There are some wonderful examples of typography that can be found in many different situations. Some of the most beautiful examples being from many years ago. These little works of art can be overlooked as art perhaps because of their location, age, or perhaps practical use. Depending on the position and purpose, they are often only glanced at to convey an item of information, or identify something rather than considered thoughtfully as art. The message of, and reason for, the artwork is perhaps more important than the typographic art itself.
Is it no surprise how practical design and typography has changed over the years with the advent of technology and better understanding of how the brain interprets information quickly – such as in the situation of typography on a sign. There are times when form follows function, and this brings with it specific constraints in the design decision-making process.

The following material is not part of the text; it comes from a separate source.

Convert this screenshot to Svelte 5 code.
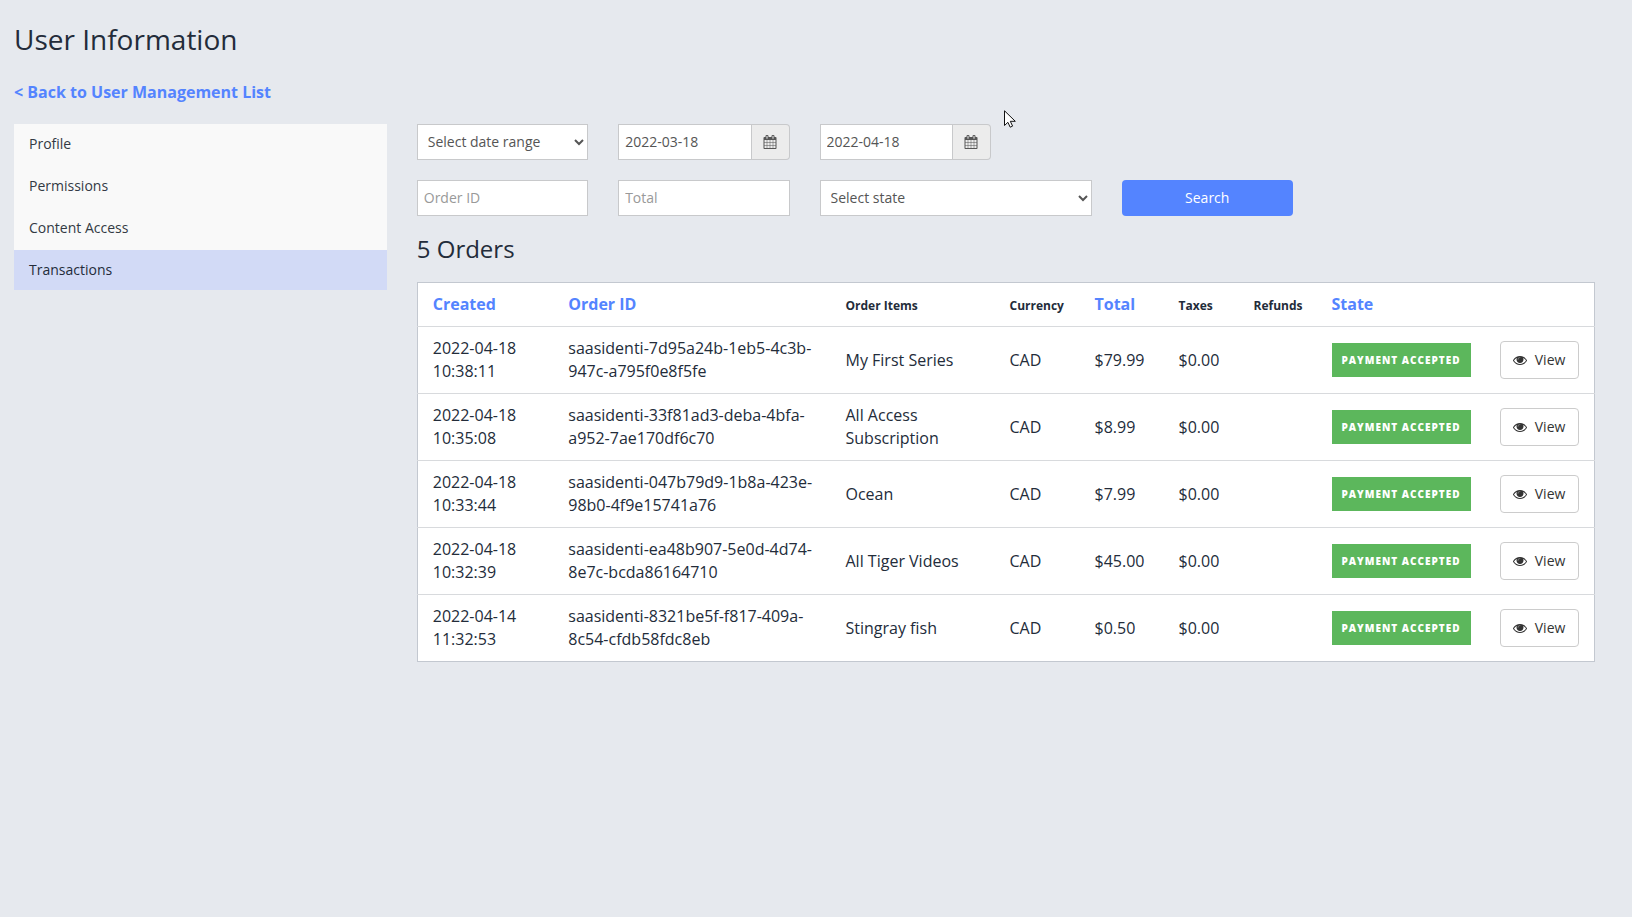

Perhaps, sometimes, though, it is OK to still think differently, and make conscious choices not to simply accept ‘rules’ that should be applied to make ‘good’ design based on the advancement of technology and human understanding. So, can modern understanding of typography make it more practical and less creative?
With the question above in mind, below are some close-ups and examples of typography from the railways in history – including logos, names, information blocks etc. See if you can spot the odd ones out being a lot newer than others and more clinical! Sorry that some of the images shown are a bit blurred.
So, can modern understanding of typography and modern techniques make it more practical and less creative?…or has it not really fundamentally changed at all but just evolved?